Physically disabled can be productive workers
Updated: 2015-03-19 07:19
By Paul Surtees(HK Edition)
Spare a thought for the predicament of those unfortunate enough to be born blind, or to go blind, in Hong Kong. Their truly unenviable plight would be made at least somewhat more bearable were a number of things to change in this incredibly wealthy "World City".
Firstly, and very regrettably, there remains a widespread and deep-rooted prejudice against them in the workforce. To its great credit, the Hong Kong government has taken positive steps to offer job opportunities to the handicapped so they can join its ranks, and become more productive members of society.
This constructive modern approach acknowledges that those who are blind or physically handicapped may simply be "differently abled" and should not be automatically ruled out of contention in job recruitment simply because of what they cannot do.
Unfortunately the proportion of private sector employers willing to hire the blind and other handicapped people is still dismally low.
And this is where the media and public education is needed to devote efforts to the promotion of such opportunities.
Apart from the salary, which brings the disabled worker financial independence, being able to hold down a job also brings tremendous self-esteem - indispensable to leading a happy and fulfilling life. Furthermore, more productive employees in the workplace also lead to less discrimination once such employees see they are equal to their able-bodied colleagues.
It is also important that the blind and disabled, who have managed to lead independent lives, should mentor the newly blind and newly disabled, as they have a deeper understanding of the challenges than anyone else. The long-established self-help group, Hong Kong Federation of the Blind, runs a training program which encourages its members to put this into practice.
On the social level, much more could be done during secondary education to help ensure that coming generations of young people become less prejudiced about disabled people than their forbears. Familiarity here could breed respect. Representatives from various disabled groups, who are themselves disabled, could give talks in Hong Kong schools - sharing with pupils what their very different lives are really like. Such talks have already taken place, but not as frequently enough as they should. The Education Bureau could set up far wider-ranging programs, to the benefit of all.
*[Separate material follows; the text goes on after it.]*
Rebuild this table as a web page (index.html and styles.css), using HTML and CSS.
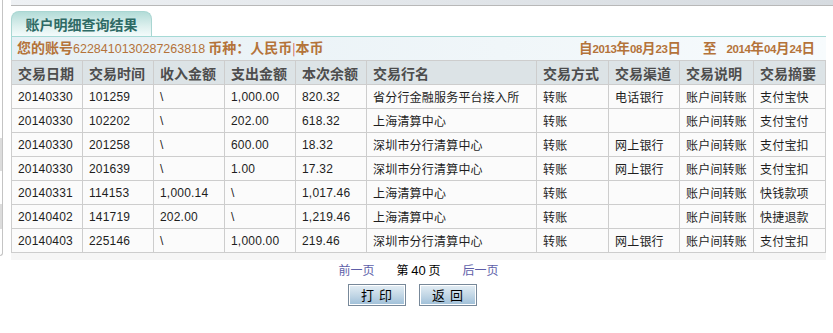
FILE: index.html
```html
<!DOCTYPE html>
<html lang="zh-CN">
<head>
<meta charset="utf-8">
<title>账户明细查询结果</title>
<link rel="stylesheet" href="styles.css">
</head>
<body>
<div class="side"></div>
<div class="main">
  <div class="topbar"></div>
  <div class="panel">
    <div class="tab">账户明细查询结果</div>
    <div class="info">
      <div class="info-left">您的账号<span class="num">6228410130287263818</span> 币种：人民币<span class="sep">|</span>本币</div>
      <div class="info-right">自<span class="d">2013</span>年<span class="d">08</span>月<span class="d">23</span>日<span class="to">至</span><span class="d">2014</span>年<span class="d">04</span>月<span class="d">24</span>日</div>
    </div>
    <table class="grid">
      <colgroup>
        <col class="c71"><col class="c71"><col class="c71"><col class="c71"><col class="c71">
        <col class="c170"><col class="c72"><col class="c71"><col class="c74"><col class="c72">
      </colgroup>
      <thead>
        <tr><th>交易日期</th><th>交易时间</th><th>收入金额</th><th>支出金额</th><th>本次余额</th><th>交易行名</th><th>交易方式</th><th>交易渠道</th><th>交易说明</th><th>交易摘要</th></tr>
      </thead>
      <tbody>
        <tr><td>20140330</td><td>101259</td><td>\</td><td>1,000.00</td><td>820.32</td><td>省分行金融服务平台接入所</td><td>转账</td><td>电话银行</td><td>账户间转账</td><td>支付宝快</td></tr>
        <tr><td>20140330</td><td>102202</td><td>\</td><td>202.00</td><td>618.32</td><td>上海清算中心</td><td>转账</td><td></td><td>账户间转账</td><td>支付宝付</td></tr>
        <tr><td>20140330</td><td>201258</td><td>\</td><td>600.00</td><td>18.32</td><td>深圳市分行清算中心</td><td>转账</td><td>网上银行</td><td>账户间转账</td><td>支付宝扣</td></tr>
        <tr><td>20140330</td><td>201639</td><td>\</td><td>1.00</td><td>17.32</td><td>深圳市分行清算中心</td><td>转账</td><td>网上银行</td><td>账户间转账</td><td>支付宝扣</td></tr>
        <tr><td>20140331</td><td>114153</td><td>1,000.14</td><td>\</td><td>1,017.46</td><td>上海清算中心</td><td>转账</td><td></td><td>账户间转账</td><td>快钱款项</td></tr>
        <tr><td>20140402</td><td>141719</td><td>202.00</td><td>\</td><td>1,219.46</td><td>上海清算中心</td><td>转账</td><td></td><td>账户间转账</td><td>快捷退款</td></tr>
        <tr><td>20140403</td><td>225146</td><td>\</td><td>1,000.00</td><td>219.46</td><td>深圳市分行清算中心</td><td>转账</td><td>网上银行</td><td>账户间转账</td><td>支付宝扣</td></tr>
      </tbody>
    </table>
    <div class="band"></div>
    <div class="pager">
      <a class="link" href="#">前一页</a>
      <span class="cur">第 <span class="pn">40</span> 页</span>
      <a class="link" href="#">后一页</a>
    </div>
    <div class="buttons">
      <button class="btn" type="button">打 印</button>
      <button class="btn" type="button">返 回</button>
    </div>
  </div>
</div>
</body>
</html>
```

FILE: styles.css
```css
html, body {
  margin: 0;
  padding: 0;
  background: #fff;
}
body {
  display: flex;
  align-items: flex-start;
  font-family: "Liberation Sans", "Noto Sans CJK SC", sans-serif;
  color: #222;
  width: 833px;
  height: 333px;
  overflow: hidden;
}
.side {
  width: 2px;
  height: 255px;
  border-right: 1px solid #c4c4c4;
  border-bottom: 1px solid #c4c4c4;
  border-bottom-right-radius: 3px;
  background: linear-gradient(to bottom, #fff 138px, #dcdcdc 138px, #dcdcdc 171px, #fff 171px, #fff 204px, #dcdcdc 204px, #dcdcdc 229px, #fff 229px);
  flex: none;
}
.main {
  margin-left: 8px;
  flex: 1;
  display: flex;
  flex-direction: column;
}
.topbar {
  height: 5px;
  border-bottom: 1px solid #b8b8b8;
  background: linear-gradient(to right, #eef1f4, #d6dbe0);
}
.panel {
  width: 815px;
  margin-top: 5px;
  display: flex;
  flex-direction: column;
}
.tab {
  width: 139px;
  height: 24px;
  border: 1px solid #a9d6d2;
  border-bottom: none;
  border-radius: 8px 8px 0 0;
  background: linear-gradient(to bottom, #b3dcd8, #ddf0ee 60%, #f4fbfb);
  color: #2e6a65;
  font-family: "Noto Sans CJK SC", sans-serif;
  font-weight: bold;
  font-size: 14px;
  line-height: 24px;
  text-align: center;
}
.info {
  height: 23px;
  border-top: 1px solid #a6dad6;
  border-left: 1px solid #a6dad6;
  background: linear-gradient(to right, #e6f0f5, #f0f6f9 60%, #f7fbfd);
  display: flex;
  justify-content: space-between;
  align-items: center;
  padding: 0 11px 0 5px;
  color: #b4733a;
  font-family: "Noto Sans CJK SC", sans-serif;
  font-weight: bold;
  font-size: 14px;
  line-height: 23px;
}
.info .num {
  font-family: "Liberation Sans", sans-serif;
  font-weight: normal;
  font-size: 12.5px;
}
.info .sep {
  color: #d05050;
  font-weight: normal;
  font-size: 12px;
}
.info-right {
  font-size: 13.5px;
}
.info-right .d {
  font-family: "Liberation Sans", sans-serif;
  font-size: 11.5px;
  font-weight: bold;
  letter-spacing: -0.4px;
}
.info-right .to {
  margin: 0 10px 0 22px;
}
.grid {
  width: 815px;
  table-layout: fixed;
  border-collapse: collapse;
  border: 1px solid #cdcdcd;
}
.c71 { width: 71px; }
.c72 { width: 72px; }
.c74 { width: 74px; }
.c170 { width: 170px; }
.grid th, .grid td {
  border: 1px solid #cdcdcd;
  height: 23px;
  padding: 0 0 0 6px;
  text-align: left;
  white-space: nowrap;
  overflow: hidden;
}
.grid th {
  background: #dce3e6;
  color: #4d4d4d;
  font-family: "Noto Sans CJK SC", sans-serif;
  font-weight: bold;
  font-size: 14px;
}
.grid td {
  background: #fbfbfb;
  color: #1e1e1e;
  font-size: 12px;
  letter-spacing: 0.2px;
}
.band {
  height: 7px;
  background: #f6f6f6;
}
.pager {
  display: flex;
  justify-content: center;
  gap: 22px;
  margin-top: 2px;
  font-size: 12px;
  line-height: 16px;
  font-family: "Noto Sans CJK SC", sans-serif;
}
.link {
  color: #5e5ea8;
  text-decoration: none;
}
.cur {
  color: #000;
}
.cur .pn {
  font-family: "Liberation Sans", sans-serif;
  font-size: 13px;
}
.buttons {
  display: flex;
  justify-content: center;
  gap: 13px;
  margin-top: 5px;
  padding-right: 12px;
}
.btn {
  width: 58px;
  height: 22px;
  padding: 0;
  border: 1px solid #778899;
  box-shadow: inset 0 0 0 1px #fff;
  background: linear-gradient(to bottom, #e4eef5, #c3d7e6 50%, #9ebfd8);
  font-family: "Noto Sans CJK SC", sans-serif;
  font-size: 13px;
  color: #000;
  letter-spacing: 1px;
  line-height: 20px;
}
```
A great boost to a blind person is to have the pleasure of listening to a talking book, where volunteer readers have recorded the text. This is an established global offering to the blind, although the local provision of such audio books here in Hong Kong is not yet fully developed.
The frail, the infirm, those needing walking aids and wheelchairs to get around, as well as the blind, find the provision of handrails on steps, and slopes at the entrances to buildings and public transport, makes it that much easier to travel around Hong Kong. Again, more needs to be done as too many of Hong Kong's facilities represent an obstacle course for the "differenly abled".
It would help if residents looked out for steps with no handrails, then reported the deficiency to the relevant authorities, requesting action. Recent approaches to the Bank of East Asia headquarter in Central, and to the Law Courts in Wan Chai, swiftly resulted in new handrails being erected at their entrance steps. The owners of many other buildings in Hong Kong could easily afford to do the same - and your report may encourage this.
Guide dogs for the blind have been used for hundreds of years elsewhere, with their large-scale introduction in the US and Europe dating back over 80 years. It is therefore good to note that Hong Kong is at last starting to catch up, with our first training centre for guide dogs, in Kwai Shing, opening this month.
Then there is the common reluctance to offer a helping hand to a blind person crossing a busy road, or someone unsteady on steps or escalators. Better school-level education could instill a more public-spirited willingness to offer help to those who may need it to get around town. Currently, the instinct of too many is to keep away from disabled people in public areas. They were treated almost like pariahs in some cases, which I believe can be attributed more to ignorance than malice.